— START OF Source excerpt —
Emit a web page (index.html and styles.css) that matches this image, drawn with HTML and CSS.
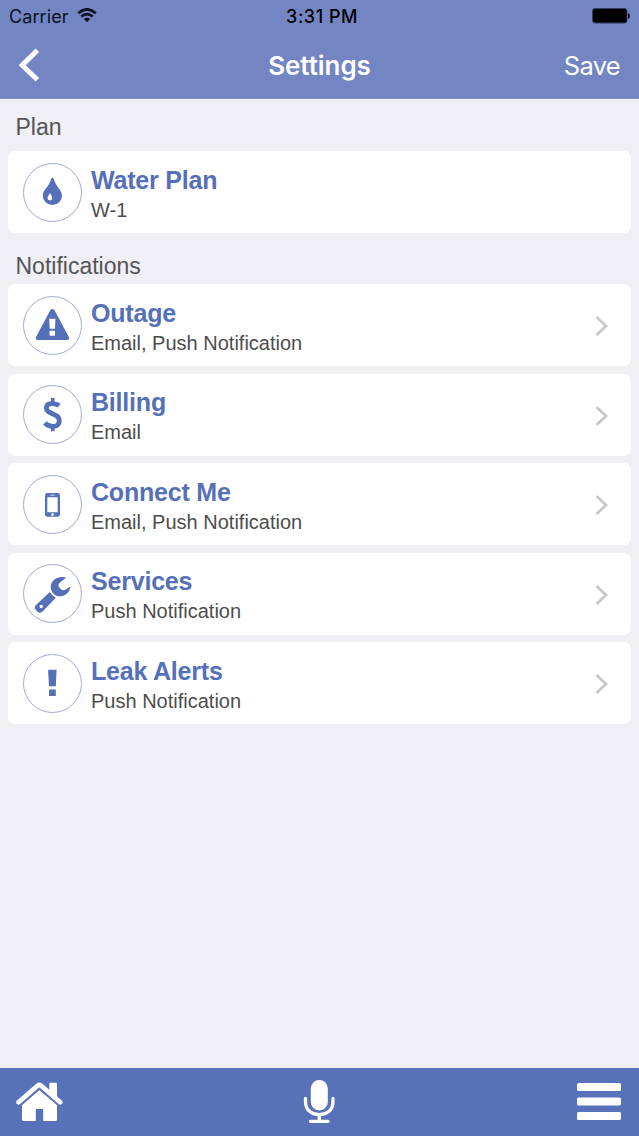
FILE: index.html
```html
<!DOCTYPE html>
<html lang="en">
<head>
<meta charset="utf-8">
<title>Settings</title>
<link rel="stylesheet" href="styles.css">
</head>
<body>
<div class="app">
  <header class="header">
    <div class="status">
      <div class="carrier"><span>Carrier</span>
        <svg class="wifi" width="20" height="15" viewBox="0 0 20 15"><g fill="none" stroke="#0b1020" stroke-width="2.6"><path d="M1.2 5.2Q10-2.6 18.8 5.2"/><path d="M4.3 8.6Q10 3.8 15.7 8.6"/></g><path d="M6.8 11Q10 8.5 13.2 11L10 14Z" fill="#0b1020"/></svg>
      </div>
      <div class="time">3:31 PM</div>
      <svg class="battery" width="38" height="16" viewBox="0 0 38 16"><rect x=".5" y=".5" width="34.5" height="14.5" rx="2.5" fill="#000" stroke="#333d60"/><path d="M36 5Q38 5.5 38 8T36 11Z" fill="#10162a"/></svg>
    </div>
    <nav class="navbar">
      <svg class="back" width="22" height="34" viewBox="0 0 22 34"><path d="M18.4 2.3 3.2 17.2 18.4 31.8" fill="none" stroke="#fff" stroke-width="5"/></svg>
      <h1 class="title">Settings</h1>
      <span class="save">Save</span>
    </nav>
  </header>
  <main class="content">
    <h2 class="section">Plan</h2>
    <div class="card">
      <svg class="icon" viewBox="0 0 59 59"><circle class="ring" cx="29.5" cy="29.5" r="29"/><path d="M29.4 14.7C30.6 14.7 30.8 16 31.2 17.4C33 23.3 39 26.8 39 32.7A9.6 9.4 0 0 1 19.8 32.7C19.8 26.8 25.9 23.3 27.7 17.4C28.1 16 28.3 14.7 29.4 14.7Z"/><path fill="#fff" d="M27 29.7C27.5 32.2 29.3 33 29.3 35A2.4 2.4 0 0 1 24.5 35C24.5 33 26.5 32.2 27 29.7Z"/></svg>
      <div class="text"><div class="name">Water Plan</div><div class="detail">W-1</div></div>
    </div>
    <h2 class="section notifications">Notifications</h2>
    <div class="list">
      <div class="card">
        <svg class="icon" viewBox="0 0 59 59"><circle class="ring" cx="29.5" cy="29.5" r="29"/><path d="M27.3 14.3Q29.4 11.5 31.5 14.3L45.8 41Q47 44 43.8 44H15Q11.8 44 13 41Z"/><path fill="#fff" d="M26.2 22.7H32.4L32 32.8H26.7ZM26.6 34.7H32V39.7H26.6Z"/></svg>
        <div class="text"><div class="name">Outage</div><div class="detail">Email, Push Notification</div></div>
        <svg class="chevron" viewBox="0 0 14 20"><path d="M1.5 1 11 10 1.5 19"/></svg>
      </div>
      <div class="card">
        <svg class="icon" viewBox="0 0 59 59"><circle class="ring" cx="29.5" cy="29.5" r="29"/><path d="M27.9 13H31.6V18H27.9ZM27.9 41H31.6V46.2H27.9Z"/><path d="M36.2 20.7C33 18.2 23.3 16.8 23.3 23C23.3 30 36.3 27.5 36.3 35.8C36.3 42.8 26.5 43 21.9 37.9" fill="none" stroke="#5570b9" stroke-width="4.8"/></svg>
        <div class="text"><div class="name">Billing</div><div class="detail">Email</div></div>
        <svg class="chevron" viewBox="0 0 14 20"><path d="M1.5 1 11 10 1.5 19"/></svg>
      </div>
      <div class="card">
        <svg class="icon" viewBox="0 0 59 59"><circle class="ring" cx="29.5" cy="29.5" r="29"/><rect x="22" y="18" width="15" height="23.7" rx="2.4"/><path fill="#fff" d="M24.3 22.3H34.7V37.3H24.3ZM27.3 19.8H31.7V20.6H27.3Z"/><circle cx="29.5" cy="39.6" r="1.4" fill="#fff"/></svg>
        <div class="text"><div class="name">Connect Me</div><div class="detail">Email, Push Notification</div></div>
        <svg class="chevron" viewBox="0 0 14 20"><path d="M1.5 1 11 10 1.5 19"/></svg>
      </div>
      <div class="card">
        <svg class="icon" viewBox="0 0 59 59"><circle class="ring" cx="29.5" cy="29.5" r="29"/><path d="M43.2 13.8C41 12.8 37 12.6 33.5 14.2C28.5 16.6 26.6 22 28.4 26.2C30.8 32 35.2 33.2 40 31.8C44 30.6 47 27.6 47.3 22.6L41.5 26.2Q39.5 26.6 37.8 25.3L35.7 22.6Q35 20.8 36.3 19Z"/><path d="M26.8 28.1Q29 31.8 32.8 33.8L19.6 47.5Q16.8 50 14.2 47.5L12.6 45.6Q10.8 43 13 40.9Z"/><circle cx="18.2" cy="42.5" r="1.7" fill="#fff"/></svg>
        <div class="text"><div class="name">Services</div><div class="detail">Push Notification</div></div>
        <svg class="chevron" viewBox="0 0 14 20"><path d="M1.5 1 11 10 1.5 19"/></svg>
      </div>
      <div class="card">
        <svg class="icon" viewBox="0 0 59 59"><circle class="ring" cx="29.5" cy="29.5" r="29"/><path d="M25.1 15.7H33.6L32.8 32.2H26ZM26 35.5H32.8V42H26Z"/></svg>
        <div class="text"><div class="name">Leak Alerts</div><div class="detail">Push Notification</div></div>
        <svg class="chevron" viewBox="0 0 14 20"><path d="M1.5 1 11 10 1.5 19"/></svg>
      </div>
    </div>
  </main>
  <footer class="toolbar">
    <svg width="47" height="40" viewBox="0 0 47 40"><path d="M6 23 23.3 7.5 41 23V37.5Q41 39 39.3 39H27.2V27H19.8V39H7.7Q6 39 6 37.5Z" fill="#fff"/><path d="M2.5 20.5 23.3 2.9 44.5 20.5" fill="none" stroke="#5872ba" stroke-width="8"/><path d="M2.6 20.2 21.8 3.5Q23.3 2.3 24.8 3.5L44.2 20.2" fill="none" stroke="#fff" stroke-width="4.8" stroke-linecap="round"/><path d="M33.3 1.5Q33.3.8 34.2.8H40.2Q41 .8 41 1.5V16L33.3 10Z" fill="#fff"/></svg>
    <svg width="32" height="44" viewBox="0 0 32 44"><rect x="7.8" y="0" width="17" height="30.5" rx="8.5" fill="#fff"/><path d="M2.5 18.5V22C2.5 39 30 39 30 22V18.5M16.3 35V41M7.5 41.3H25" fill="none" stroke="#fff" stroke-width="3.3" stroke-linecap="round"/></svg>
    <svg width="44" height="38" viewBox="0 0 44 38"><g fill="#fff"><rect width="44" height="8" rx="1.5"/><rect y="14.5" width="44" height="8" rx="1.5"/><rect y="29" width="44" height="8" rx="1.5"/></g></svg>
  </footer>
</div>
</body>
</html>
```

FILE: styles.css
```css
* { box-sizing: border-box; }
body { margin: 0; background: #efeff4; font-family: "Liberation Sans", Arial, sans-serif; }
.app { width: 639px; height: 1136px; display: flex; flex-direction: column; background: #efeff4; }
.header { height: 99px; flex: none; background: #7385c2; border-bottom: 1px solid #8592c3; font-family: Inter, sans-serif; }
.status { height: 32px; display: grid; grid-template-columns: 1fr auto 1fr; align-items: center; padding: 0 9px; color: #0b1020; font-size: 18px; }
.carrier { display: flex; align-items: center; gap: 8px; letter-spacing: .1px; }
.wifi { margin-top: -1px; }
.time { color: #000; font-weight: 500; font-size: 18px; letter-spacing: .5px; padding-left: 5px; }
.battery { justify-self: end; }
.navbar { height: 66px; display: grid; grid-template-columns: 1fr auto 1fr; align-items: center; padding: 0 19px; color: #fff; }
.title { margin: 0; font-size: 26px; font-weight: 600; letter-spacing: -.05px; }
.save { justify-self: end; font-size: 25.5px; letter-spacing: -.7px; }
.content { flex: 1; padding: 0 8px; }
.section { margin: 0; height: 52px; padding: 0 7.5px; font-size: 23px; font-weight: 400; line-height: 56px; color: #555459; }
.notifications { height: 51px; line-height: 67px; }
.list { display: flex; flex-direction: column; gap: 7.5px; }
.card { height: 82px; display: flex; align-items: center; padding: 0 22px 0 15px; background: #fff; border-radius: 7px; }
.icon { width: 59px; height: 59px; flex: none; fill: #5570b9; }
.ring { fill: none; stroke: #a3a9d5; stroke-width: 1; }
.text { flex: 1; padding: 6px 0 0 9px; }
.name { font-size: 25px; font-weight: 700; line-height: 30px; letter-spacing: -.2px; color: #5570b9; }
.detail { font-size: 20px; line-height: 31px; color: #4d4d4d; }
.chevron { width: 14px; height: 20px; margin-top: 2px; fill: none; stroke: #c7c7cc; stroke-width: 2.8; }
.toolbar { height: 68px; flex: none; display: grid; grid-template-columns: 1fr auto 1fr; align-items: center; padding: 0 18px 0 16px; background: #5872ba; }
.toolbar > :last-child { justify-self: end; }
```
— END OF Source excerpt —
● Work instructions:
Determine how many lines of the data contain the word "index", and reply with that number only.

● Response to this exercise:
2